**Dataset extract**
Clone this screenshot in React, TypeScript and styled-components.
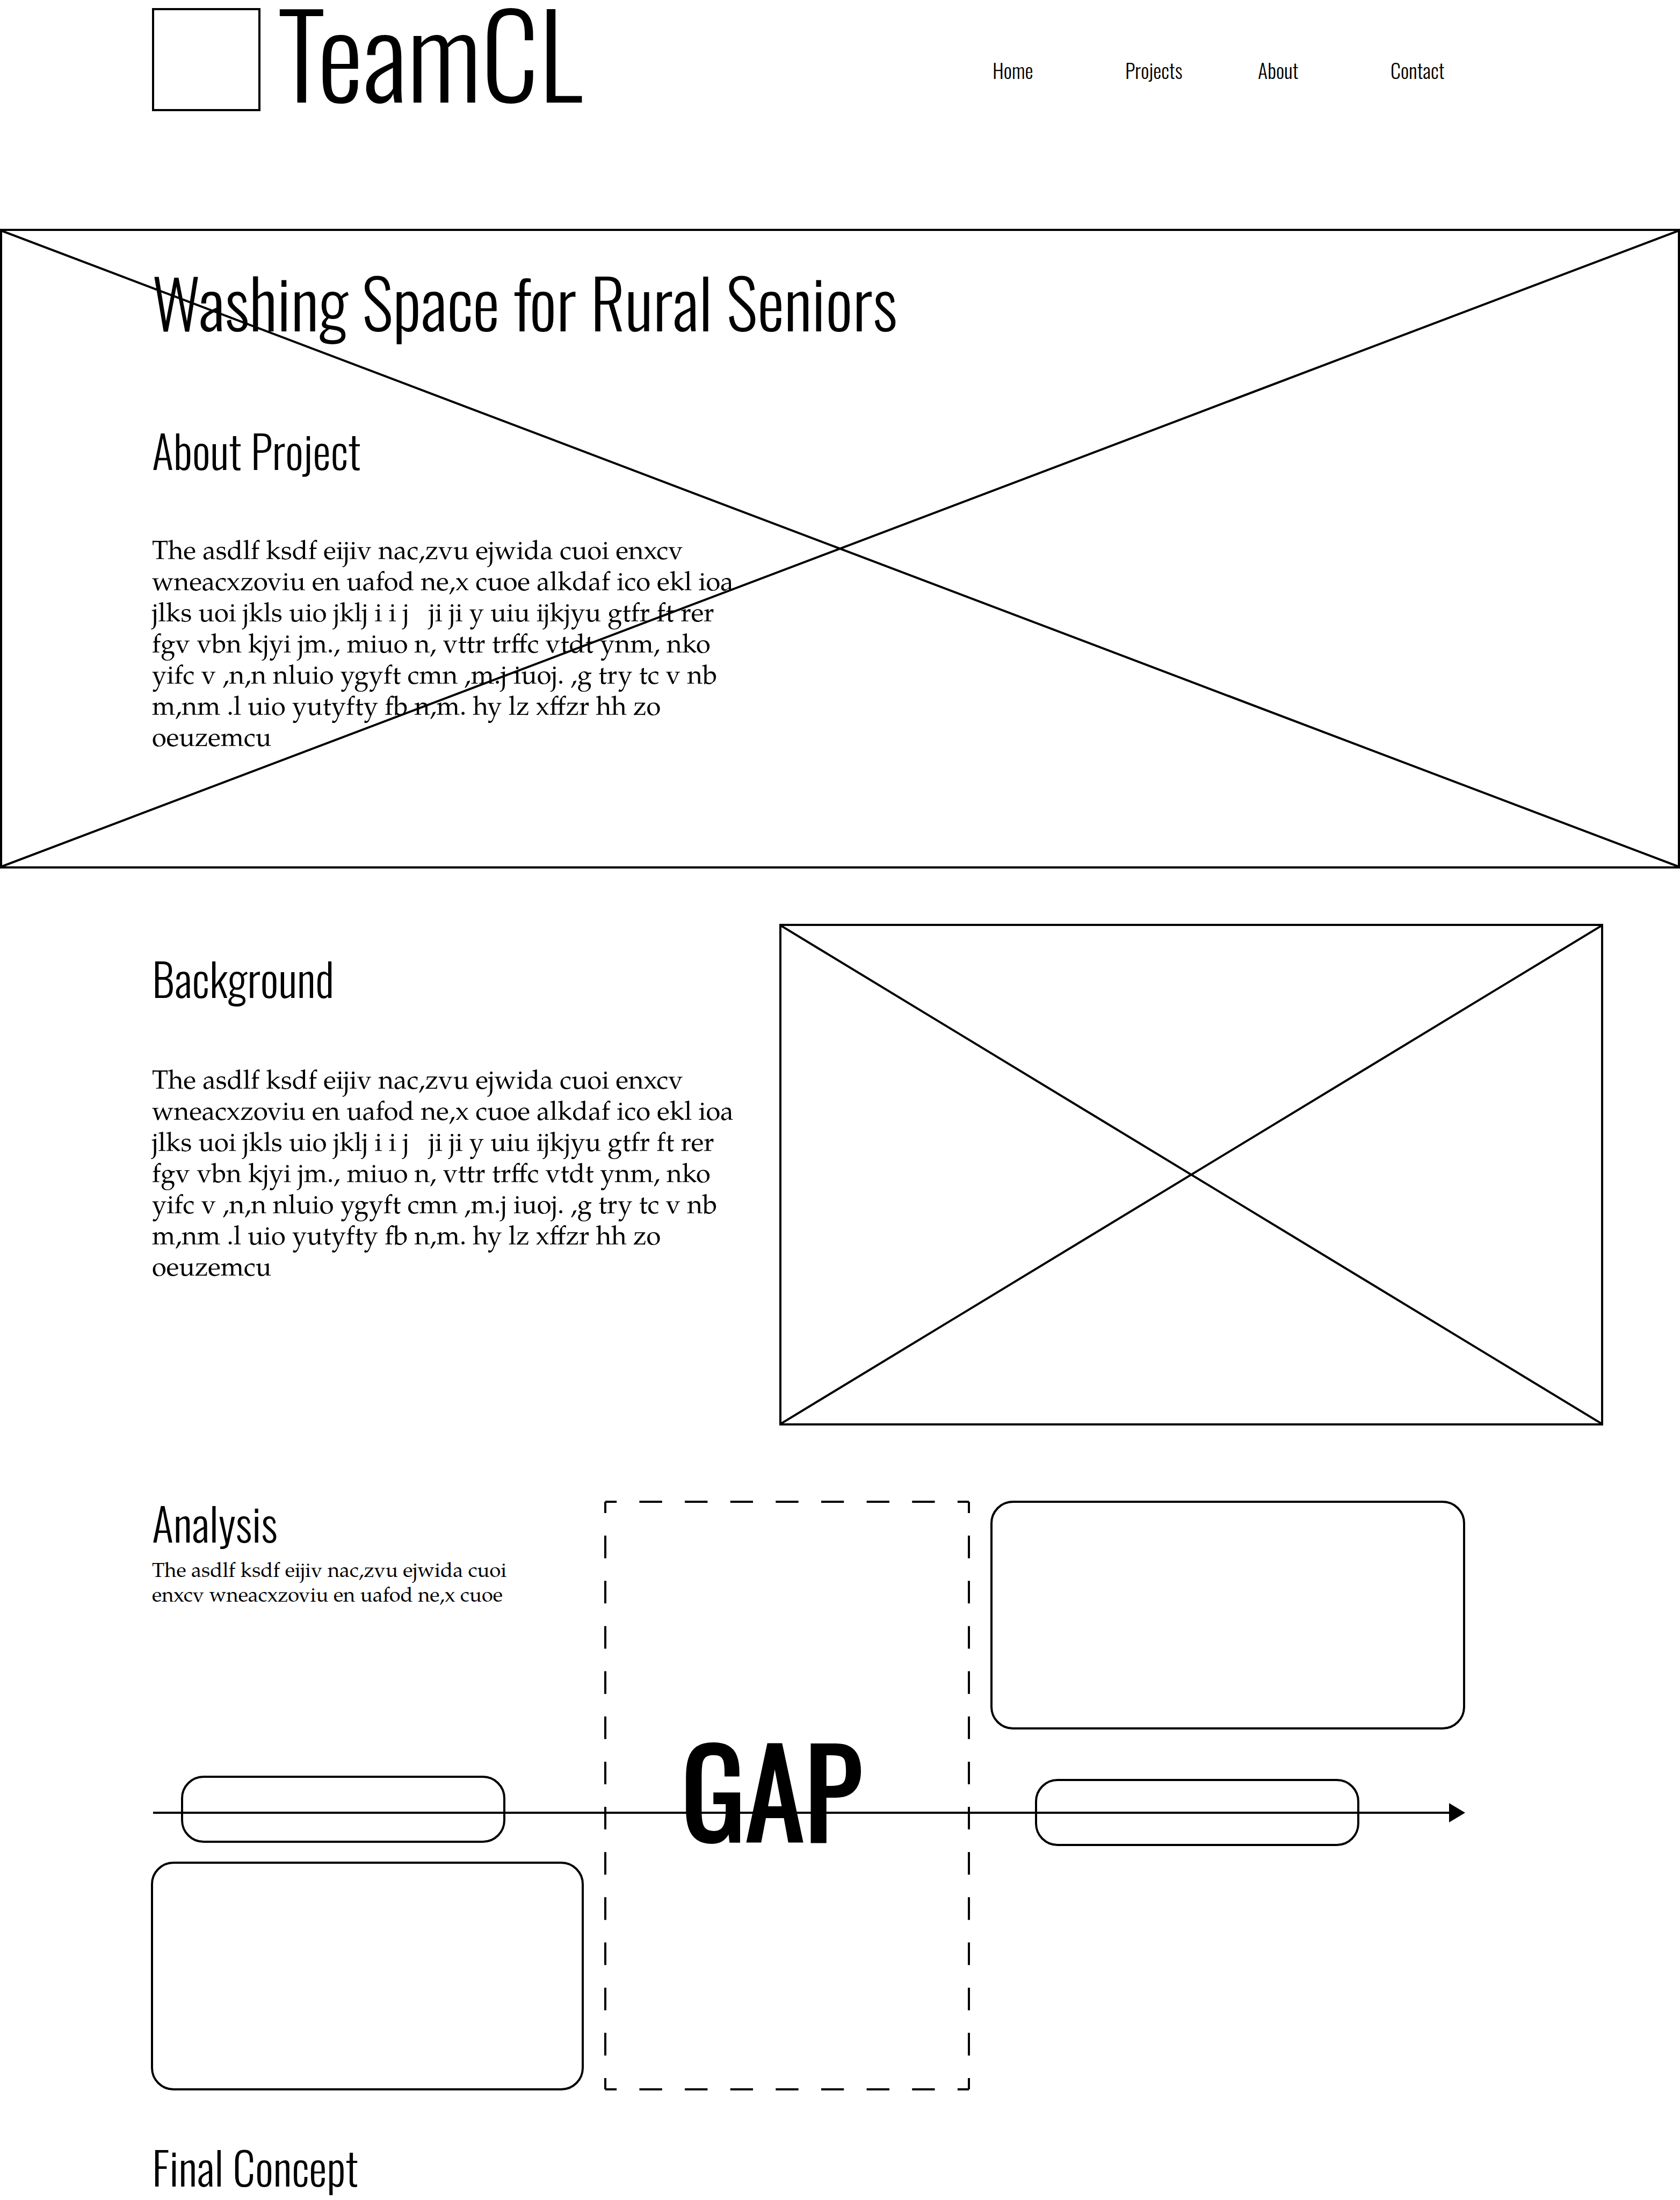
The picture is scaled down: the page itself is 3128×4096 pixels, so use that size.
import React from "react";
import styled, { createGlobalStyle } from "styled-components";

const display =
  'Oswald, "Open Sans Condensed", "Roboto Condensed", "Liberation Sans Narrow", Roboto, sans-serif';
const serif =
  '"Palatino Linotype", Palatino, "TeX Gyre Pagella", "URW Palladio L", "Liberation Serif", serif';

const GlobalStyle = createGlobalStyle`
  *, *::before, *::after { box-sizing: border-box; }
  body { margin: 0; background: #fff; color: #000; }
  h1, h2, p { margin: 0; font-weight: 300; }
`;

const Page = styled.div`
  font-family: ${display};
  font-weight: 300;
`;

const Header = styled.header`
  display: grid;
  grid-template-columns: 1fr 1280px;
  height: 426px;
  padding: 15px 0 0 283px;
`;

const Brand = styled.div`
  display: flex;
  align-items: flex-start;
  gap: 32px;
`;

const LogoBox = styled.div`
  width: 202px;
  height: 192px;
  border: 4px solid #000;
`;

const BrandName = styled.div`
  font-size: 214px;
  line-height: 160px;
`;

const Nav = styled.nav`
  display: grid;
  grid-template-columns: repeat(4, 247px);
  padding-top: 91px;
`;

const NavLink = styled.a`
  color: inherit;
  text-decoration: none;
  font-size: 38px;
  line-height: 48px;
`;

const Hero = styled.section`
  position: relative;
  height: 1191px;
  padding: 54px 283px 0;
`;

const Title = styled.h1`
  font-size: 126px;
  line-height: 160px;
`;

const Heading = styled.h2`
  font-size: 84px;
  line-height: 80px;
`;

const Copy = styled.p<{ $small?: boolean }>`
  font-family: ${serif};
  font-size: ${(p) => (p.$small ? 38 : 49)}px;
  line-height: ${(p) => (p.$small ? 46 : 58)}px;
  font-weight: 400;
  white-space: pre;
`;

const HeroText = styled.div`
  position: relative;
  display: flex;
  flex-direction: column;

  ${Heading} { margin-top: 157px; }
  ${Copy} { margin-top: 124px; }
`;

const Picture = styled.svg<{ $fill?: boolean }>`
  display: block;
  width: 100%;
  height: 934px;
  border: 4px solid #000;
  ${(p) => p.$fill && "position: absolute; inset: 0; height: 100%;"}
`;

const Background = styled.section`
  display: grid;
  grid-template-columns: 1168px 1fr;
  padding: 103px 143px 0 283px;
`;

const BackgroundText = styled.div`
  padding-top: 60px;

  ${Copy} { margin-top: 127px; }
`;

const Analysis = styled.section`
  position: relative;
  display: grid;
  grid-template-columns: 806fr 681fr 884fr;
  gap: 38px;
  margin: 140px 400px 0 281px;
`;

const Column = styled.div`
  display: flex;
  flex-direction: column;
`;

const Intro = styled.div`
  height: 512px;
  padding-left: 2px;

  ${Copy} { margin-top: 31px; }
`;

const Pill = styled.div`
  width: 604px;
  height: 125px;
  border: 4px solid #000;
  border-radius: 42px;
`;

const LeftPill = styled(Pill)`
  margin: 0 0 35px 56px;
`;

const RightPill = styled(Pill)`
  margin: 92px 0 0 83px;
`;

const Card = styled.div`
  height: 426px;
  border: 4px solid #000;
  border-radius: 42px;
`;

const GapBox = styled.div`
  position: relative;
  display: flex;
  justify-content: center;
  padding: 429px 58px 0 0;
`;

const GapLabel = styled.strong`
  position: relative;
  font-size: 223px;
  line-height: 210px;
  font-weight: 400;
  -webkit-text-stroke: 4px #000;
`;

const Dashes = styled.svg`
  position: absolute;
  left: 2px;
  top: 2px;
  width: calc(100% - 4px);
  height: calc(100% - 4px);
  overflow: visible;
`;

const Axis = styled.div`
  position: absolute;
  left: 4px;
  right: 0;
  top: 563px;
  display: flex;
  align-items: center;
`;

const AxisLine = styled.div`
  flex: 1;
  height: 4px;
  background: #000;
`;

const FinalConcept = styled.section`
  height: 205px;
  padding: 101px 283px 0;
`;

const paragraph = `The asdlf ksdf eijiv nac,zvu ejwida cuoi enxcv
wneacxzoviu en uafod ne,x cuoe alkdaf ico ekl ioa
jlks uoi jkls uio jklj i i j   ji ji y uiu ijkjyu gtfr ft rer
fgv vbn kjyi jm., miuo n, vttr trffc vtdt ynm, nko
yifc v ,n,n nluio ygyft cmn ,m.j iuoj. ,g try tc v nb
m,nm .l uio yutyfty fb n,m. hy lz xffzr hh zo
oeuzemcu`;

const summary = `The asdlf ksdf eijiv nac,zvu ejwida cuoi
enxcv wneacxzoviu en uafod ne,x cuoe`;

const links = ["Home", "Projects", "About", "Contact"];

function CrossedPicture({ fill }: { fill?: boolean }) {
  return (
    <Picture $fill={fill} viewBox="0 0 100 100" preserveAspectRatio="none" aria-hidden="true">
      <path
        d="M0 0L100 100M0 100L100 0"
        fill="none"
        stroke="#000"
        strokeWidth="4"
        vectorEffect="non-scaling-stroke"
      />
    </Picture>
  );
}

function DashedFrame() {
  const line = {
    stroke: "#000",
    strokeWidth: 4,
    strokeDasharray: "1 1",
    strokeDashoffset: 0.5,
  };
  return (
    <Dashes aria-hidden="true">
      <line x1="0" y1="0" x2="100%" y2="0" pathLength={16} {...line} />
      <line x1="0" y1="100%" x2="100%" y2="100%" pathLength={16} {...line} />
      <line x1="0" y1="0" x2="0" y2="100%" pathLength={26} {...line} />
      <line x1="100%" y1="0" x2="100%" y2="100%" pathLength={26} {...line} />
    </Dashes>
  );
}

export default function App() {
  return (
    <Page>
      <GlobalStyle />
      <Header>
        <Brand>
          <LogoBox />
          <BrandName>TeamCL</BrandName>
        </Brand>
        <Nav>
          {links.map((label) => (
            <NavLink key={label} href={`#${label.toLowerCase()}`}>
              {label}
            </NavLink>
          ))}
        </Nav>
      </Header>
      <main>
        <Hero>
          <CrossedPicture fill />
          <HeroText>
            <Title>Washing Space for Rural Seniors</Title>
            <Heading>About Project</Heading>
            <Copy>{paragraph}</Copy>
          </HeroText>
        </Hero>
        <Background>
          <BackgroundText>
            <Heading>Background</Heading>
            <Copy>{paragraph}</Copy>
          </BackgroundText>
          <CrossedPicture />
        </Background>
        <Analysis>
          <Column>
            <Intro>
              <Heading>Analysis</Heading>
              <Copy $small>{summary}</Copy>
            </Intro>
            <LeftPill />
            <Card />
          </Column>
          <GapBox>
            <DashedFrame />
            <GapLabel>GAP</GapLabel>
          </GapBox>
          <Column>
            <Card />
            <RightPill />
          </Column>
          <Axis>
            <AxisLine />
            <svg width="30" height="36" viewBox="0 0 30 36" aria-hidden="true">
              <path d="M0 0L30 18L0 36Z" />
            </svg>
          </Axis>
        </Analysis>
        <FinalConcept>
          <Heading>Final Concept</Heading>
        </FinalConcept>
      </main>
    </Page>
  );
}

**Task goal**
Write out again every line above exactly as given; the pictures do not belong in the copy.

**Exercise response**
Clone this screenshot in React, TypeScript and styled-components.
The picture is scaled down: the page itself is 3128×4096 pixels, so use that size.
import React from "react";
import styled, { createGlobalStyle } from "styled-components";

const display =
  'Oswald, "Open Sans Condensed", "Roboto Condensed", "Liberation Sans Narrow", Roboto, sans-serif';
const serif =
  '"Palatino Linotype", Palatino, "TeX Gyre Pagella", "URW Palladio L", "Liberation Serif", serif';

const GlobalStyle = createGlobalStyle`
  *, *::before, *::after { box-sizing: border-box; }
  body { margin: 0; background: #fff; color: #000; }
  h1, h2, p { margin: 0; font-weight: 300; }
`;

const Page = styled.div`
  font-family: ${display};
  font-weight: 300;
`;

const Header = styled.header`
  display: grid;
  grid-template-columns: 1fr 1280px;
  height: 426px;
  padding: 15px 0 0 283px;
`;

const Brand = styled.div`
  display: flex;
  align-items: flex-start;
  gap: 32px;
`;

const LogoBox = styled.div`
  width: 202px;
  height: 192px;
  border: 4px solid #000;
`;

const BrandName = styled.div`
  font-size: 214px;
  line-height: 160px;
`;

const Nav = styled.nav`
  display: grid;
  grid-template-columns: repeat(4, 247px);
  padding-top: 91px;
`;

const NavLink = styled.a`
  color: inherit;
  text-decoration: none;
  font-size: 38px;
  line-height: 48px;
`;

const Hero = styled.section`
  position: relative;
  height: 1191px;
  padding: 54px 283px 0;
`;

const Title = styled.h1`
  font-size: 126px;
  line-height: 160px;
`;

const Heading = styled.h2`
  font-size: 84px;
  line-height: 80px;
`;

const Copy = styled.p<{ $small?: boolean }>`
  font-family: ${serif};
  font-size: ${(p) => (p.$small ? 38 : 49)}px;
  line-height: ${(p) => (p.$small ? 46 : 58)}px;
  font-weight: 400;
  white-space: pre;
`;

const HeroText = styled.div`
  position: relative;
  display: flex;
  flex-direction: column;

  ${Heading} { margin-top: 157px; }
  ${Copy} { margin-top: 124px; }
`;

const Picture = styled.svg<{ $fill?: boolean }>`
  display: block;
  width: 100%;
  height: 934px;
  border: 4px solid #000;
  ${(p) => p.$fill && "position: absolute; inset: 0; height: 100%;"}
`;

const Background = styled.section`
  display: grid;
  grid-template-columns: 1168px 1fr;
  padding: 103px 143px 0 283px;
`;

const BackgroundText = styled.div`
  padding-top: 60px;

  ${Copy} { margin-top: 127px; }
`;

const Analysis = styled.section`
  position: relative;
  display: grid;
  grid-template-columns: 806fr 681fr 884fr;
  gap: 38px;
  margin: 140px 400px 0 281px;
`;

const Column = styled.div`
  display: flex;
  flex-direction: column;
`;

const Intro = styled.div`
  height: 512px;
  padding-left: 2px;

  ${Copy} { margin-top: 31px; }
`;

const Pill = styled.div`
  width: 604px;
  height: 125px;
  border: 4px solid #000;
  border-radius: 42px;
`;

const LeftPill = styled(Pill)`
  margin: 0 0 35px 56px;
`;

const RightPill = styled(Pill)`
  margin: 92px 0 0 83px;
`;

const Card = styled.div`
  height: 426px;
  border: 4px solid #000;
  border-radius: 42px;
`;

const GapBox = styled.div`
  position: relative;
  display: flex;
  justify-content: center;
  padding: 429px 58px 0 0;
`;

const GapLabel = styled.strong`
  position: relative;
  font-size: 223px;
  line-height: 210px;
  font-weight: 400;
  -webkit-text-stroke: 4px #000;
`;

const Dashes = styled.svg`
  position: absolute;
  left: 2px;
  top: 2px;
  width: calc(100% - 4px);
  height: calc(100% - 4px);
  overflow: visible;
`;

const Axis = styled.div`
  position: absolute;
  left: 4px;
  right: 0;
  top: 563px;
  display: flex;
  align-items: center;
`;

const AxisLine = styled.div`
  flex: 1;
  height: 4px;
  background: #000;
`;

const FinalConcept = styled.section`
  height: 205px;
  padding: 101px 283px 0;
`;

const paragraph = `The asdlf ksdf eijiv nac,zvu ejwida cuoi enxcv
wneacxzoviu en uafod ne,x cuoe alkdaf ico ekl ioa
jlks uoi jkls uio jklj i i j   ji ji y uiu ijkjyu gtfr ft rer
fgv vbn kjyi jm., miuo n, vttr trffc vtdt ynm, nko
yifc v ,n,n nluio ygyft cmn ,m.j iuoj. ,g try tc v nb
m,nm .l uio yutyfty fb n,m. hy lz xffzr hh zo
oeuzemcu`;

const summary = `The asdlf ksdf eijiv nac,zvu ejwida cuoi
enxcv wneacxzoviu en uafod ne,x cuoe`;

const links = ["Home", "Projects", "About", "Contact"];

function CrossedPicture({ fill }: { fill?: boolean }) {
  return (
    <Picture $fill={fill} viewBox="0 0 100 100" preserveAspectRatio="none" aria-hidden="true">
      <path
        d="M0 0L100 100M0 100L100 0"
        fill="none"
        stroke="#000"
        strokeWidth="4"
        vectorEffect="non-scaling-stroke"
      />
    </Picture>
  );
}

function DashedFrame() {
  const line = {
    stroke: "#000",
    strokeWidth: 4,
    strokeDasharray: "1 1",
    strokeDashoffset: 0.5,
  };
  return (
    <Dashes aria-hidden="true">
      <line x1="0" y1="0" x2="100%" y2="0" pathLength={16} {...line} />
      <line x1="0" y1="100%" x2="100%" y2="100%" pathLength={16} {...line} />
      <line x1="0" y1="0" x2="0" y2="100%" pathLength={26} {...line} />
      <line x1="100%" y1="0" x2="100%" y2="100%" pathLength={26} {...line} />
    </Dashes>
  );
}

export default function App() {
  return (
    <Page>
      <GlobalStyle />
      <Header>
        <Brand>
          <LogoBox />
          <BrandName>TeamCL</BrandName>
        </Brand>
        <Nav>
          {links.map((label) => (
            <NavLink key={label} href={`#${label.toLowerCase()}`}>
              {label}
            </NavLink>
          ))}
        </Nav>
      </Header>
      <main>
        <Hero>
          <CrossedPicture fill />
          <HeroText>
            <Title>Washing Space for Rural Seniors</Title>
            <Heading>About Project</Heading>
            <Copy>{paragraph}</Copy>
          </HeroText>
        </Hero>
        <Background>
          <BackgroundText>
            <Heading>Background</Heading>
            <Copy>{paragraph}</Copy>
          </BackgroundText>
          <CrossedPicture />
        </Background>
        <Analysis>
          <Column>
            <Intro>
              <Heading>Analysis</Heading>
              <Copy $small>{summary}</Copy>
            </Intro>
            <LeftPill />
            <Card />
          </Column>
          <GapBox>
            <DashedFrame />
            <GapLabel>GAP</GapLabel>
          </GapBox>
          <Column>
            <Card />
            <RightPill />
          </Column>
          <Axis>
            <AxisLine />
            <svg width="30" height="36" viewBox="0 0 30 36" aria-hidden="true">
              <path d="M0 0L30 18L0 36Z" />
            </svg>
          </Axis>
        </Analysis>
        <FinalConcept>
          <Heading>Final Concept</Heading>
        </FinalConcept>
      </main>
    </Page>
  );
}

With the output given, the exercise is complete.